STATED TASK
Return the material word for word. Do not include the pictures.

DATA SECTION
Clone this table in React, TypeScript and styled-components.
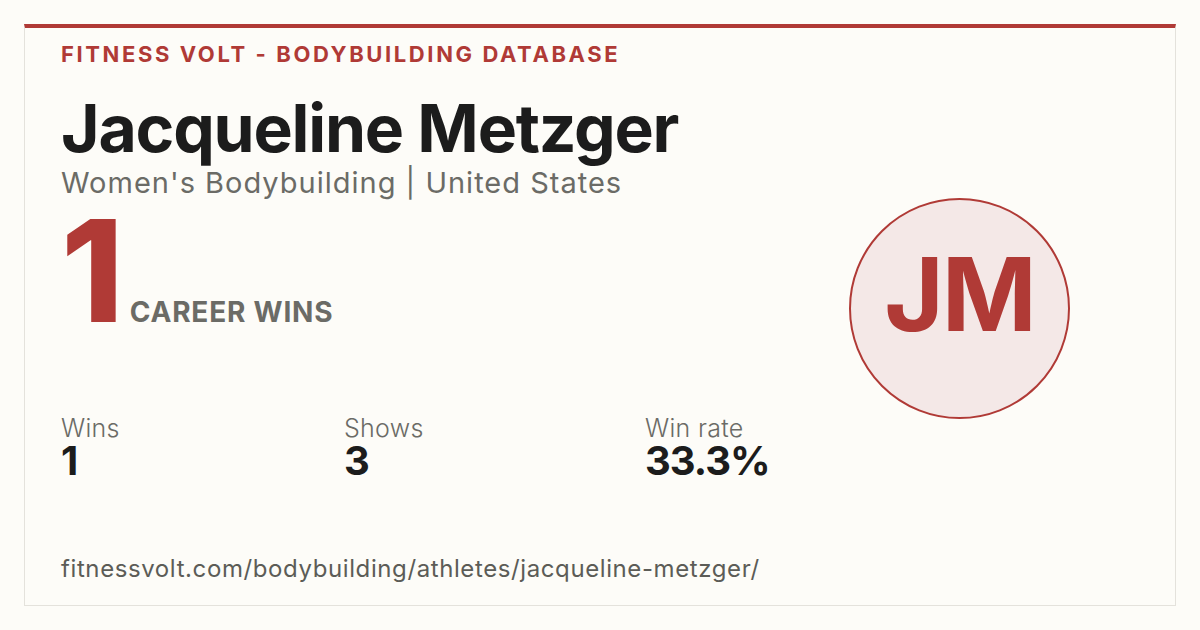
import * as React from 'react';
import styled, { createGlobalStyle } from 'styled-components';

const GlobalStyle = createGlobalStyle`
  html, body {
    margin: 0;
    padding: 0;
    background: #fdfcf8;
  }
  body {
    font-family: Inter, "Noto Sans", "Liberation Sans", sans-serif;
  }
`;

const stats = [
  { label: 'Wins', value: '1' },
  { label: 'Shows', value: '3' },
  { label: 'Win rate', value: '33.3%' },
];

export default () => {
  return (
    <>
      <GlobalStyle />
      <Page>
        <Card>
          <Main>
            <Brand>Fitness Volt - Bodybuilding Database</Brand>
            <Name>Jacqueline Metzger</Name>
            <Meta>Women's Bodybuilding | United States</Meta>
            <Hero>
              <BigNumber>1</BigNumber>
              <HeroLabel>Career Wins</HeroLabel>
            </Hero>
            <Stats>
              {stats.map((s) => (
                <Stat key={s.label}>
                  <StatLabel>{s.label}</StatLabel>
                  <StatValue>{s.value}</StatValue>
                </Stat>
              ))}
            </Stats>
            <Url>fitnessvolt.com/bodybuilding/athletes/jacqueline-metzger/</Url>
          </Main>
          <Avatar>JM</Avatar>
        </Card>
      </Page>
    </>
  );
};

const Page = styled.div`
  width: 1200px;
  height: 630px;
  padding: 24px;
  box-sizing: border-box;
`;
const Card = styled.div`
  display: flex;
  align-items: center;
  height: 582px;
  box-sizing: border-box;
  border: 1px solid #e4e2dc;
  border-top: 4px solid #b03a36;
  padding: 13px 36px 22px 36px;
`;
const Main = styled.div`
  flex: 1;
  height: 100%;
  display: flex;
  flex-direction: column;
`;
const Brand = styled.div`
  font-size: 22px;
  line-height: 26px;
  font-weight: 700;
  letter-spacing: 2.6px;
  text-transform: uppercase;
  color: #b03a36;
`;
const Name = styled.h1`
  margin: 25px 0 0;
  font-size: 66px;
  line-height: 72px;
  font-weight: 700;
  letter-spacing: -1.2px;
  color: #1c1c1c;
`;
const Meta = styled.div`
  margin-top: 2px;
  font-size: 29px;
  line-height: 34px;
  font-weight: 400;
  letter-spacing: 1px;
  color: #6b6b66;
`;
const Hero = styled.div`
  display: flex;
  align-items: baseline;
  gap: 10px;
  margin-top: -2px;
`;
const BigNumber = styled.span`
  font-size: 142px;
  line-height: 144px;
  font-weight: 800;
  letter-spacing: -4px;
  color: #b03a36;
`;
const HeroLabel = styled.span`
  font-size: 28px;
  font-weight: 700;
  letter-spacing: 0.8px;
  text-transform: uppercase;
  color: #6b6b66;
`;
const Stats = styled.div`
  display: grid;
  grid-template-columns: 283px 301px auto;
  margin-top: 73px;
`;
const Stat = styled.div`
  display: flex;
  flex-direction: column;
`;
const StatLabel = styled.span`
  font-size: 25px;
  line-height: 26px;
  font-weight: 300;
  letter-spacing: 0.3px;
  color: #6b6b66;
`;
const StatValue = styled.span`
  font-size: 40px;
  line-height: 40px;
  font-weight: 700;
  letter-spacing: -1px;
  color: #1c1c1c;
`;
const Url = styled.div`
  margin-top: auto;
  font-size: 24px;
  line-height: 28px;
  letter-spacing: 0.6px;
  color: #5c5c57;
`;
const Avatar = styled.div`
  flex: none;
  width: 221px;
  height: 221px;
  box-sizing: border-box;
  border-radius: 50%;
  border: 2px solid #b03a36;
  background: #f4e8e7;
  display: flex;
  align-items: center;
  justify-content: center;
  padding-bottom: 28px;
  margin: 0 69px 8px 0;
  font-size: 102px;
  font-weight: 700;
  letter-spacing: -2px;
  color: #b03a36;
`;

TASK OUTPUT
Clone this table in React, TypeScript and styled-components.
import * as React from 'react';
import styled, { createGlobalStyle } from 'styled-components';

const GlobalStyle = createGlobalStyle`
  html, body {
    margin: 0;
    padding: 0;
    background: #fdfcf8;
  }
  body {
    font-family: Inter, "Noto Sans", "Liberation Sans", sans-serif;
  }
`;

const stats = [
  { label: 'Wins', value: '1' },
  { label: 'Shows', value: '3' },
  { label: 'Win rate', value: '33.3%' },
];

export default () => {
  return (
    <>
      <GlobalStyle />
      <Page>
        <Card>
          <Main>
            <Brand>Fitness Volt - Bodybuilding Database</Brand>
            <Name>Jacqueline Metzger</Name>
            <Meta>Women's Bodybuilding | United States</Meta>
            <Hero>
              <BigNumber>1</BigNumber>
              <HeroLabel>Career Wins</HeroLabel>
            </Hero>
            <Stats>
              {stats.map((s) => (
                <Stat key={s.label}>
                  <StatLabel>{s.label}</StatLabel>
                  <StatValue>{s.value}</StatValue>
                </Stat>
              ))}
            </Stats>
            <Url>fitnessvolt.com/bodybuilding/athletes/jacqueline-metzger/</Url>
          </Main>
          <Avatar>JM</Avatar>
        </Card>
      </Page>
    </>
  );
};

const Page = styled.div`
  width: 1200px;
  height: 630px;
  padding: 24px;
  box-sizing: border-box;
`;
const Card = styled.div`
  display: flex;
  align-items: center;
  height: 582px;
  box-sizing: border-box;
  border: 1px solid #e4e2dc;
  border-top: 4px solid #b03a36;
  padding: 13px 36px 22px 36px;
`;
const Main = styled.div`
  flex: 1;
  height: 100%;
  display: flex;
  flex-direction: column;
`;
const Brand = styled.div`
  font-size: 22px;
  line-height: 26px;
  font-weight: 700;
  letter-spacing: 2.6px;
  text-transform: uppercase;
  color: #b03a36;
`;
const Name = styled.h1`
  margin: 25px 0 0;
  font-size: 66px;
  line-height: 72px;
  font-weight: 700;
  letter-spacing: -1.2px;
  color: #1c1c1c;
`;
const Meta = styled.div`
  margin-top: 2px;
  font-size: 29px;
  line-height: 34px;
  font-weight: 400;
  letter-spacing: 1px;
  color: #6b6b66;
`;
const Hero = styled.div`
  display: flex;
  align-items: baseline;
  gap: 10px;
  margin-top: -2px;
`;
const BigNumber = styled.span`
  font-size: 142px;
  line-height: 144px;
  font-weight: 800;
  letter-spacing: -4px;
  color: #b03a36;
`;
const HeroLabel = styled.span`
  font-size: 28px;
  font-weight: 700;
  letter-spacing: 0.8px;
  text-transform: uppercase;
  color: #6b6b66;
`;
const Stats = styled.div`
  display: grid;
  grid-template-columns: 283px 301px auto;
  margin-top: 73px;
`;
const Stat = styled.div`
  display: flex;
  flex-direction: column;
`;
const StatLabel = styled.span`
  font-size: 25px;
  line-height: 26px;
  font-weight: 300;
  letter-spacing: 0.3px;
  color: #6b6b66;
`;
const StatValue = styled.span`
  font-size: 40px;
  line-height: 40px;
  font-weight: 700;
  letter-spacing: -1px;
  color: #1c1c1c;
`;
const Url = styled.div`
  margin-top: auto;
  font-size: 24px;
  line-height: 28px;
  letter-spacing: 0.6px;
  color: #5c5c57;
`;
const Avatar = styled.div`
  flex: none;
  width: 221px;
  height: 221px;
  box-sizing: border-box;
  border-radius: 50%;
  border: 2px solid #b03a36;
  background: #f4e8e7;
  display: flex;
  align-items: center;
  justify-content: center;
  padding-bottom: 28px;
  margin: 0 69px 8px 0;
  font-size: 102px;
  font-weight: 700;
  letter-spacing: -2px;
  color: #b03a36;
`;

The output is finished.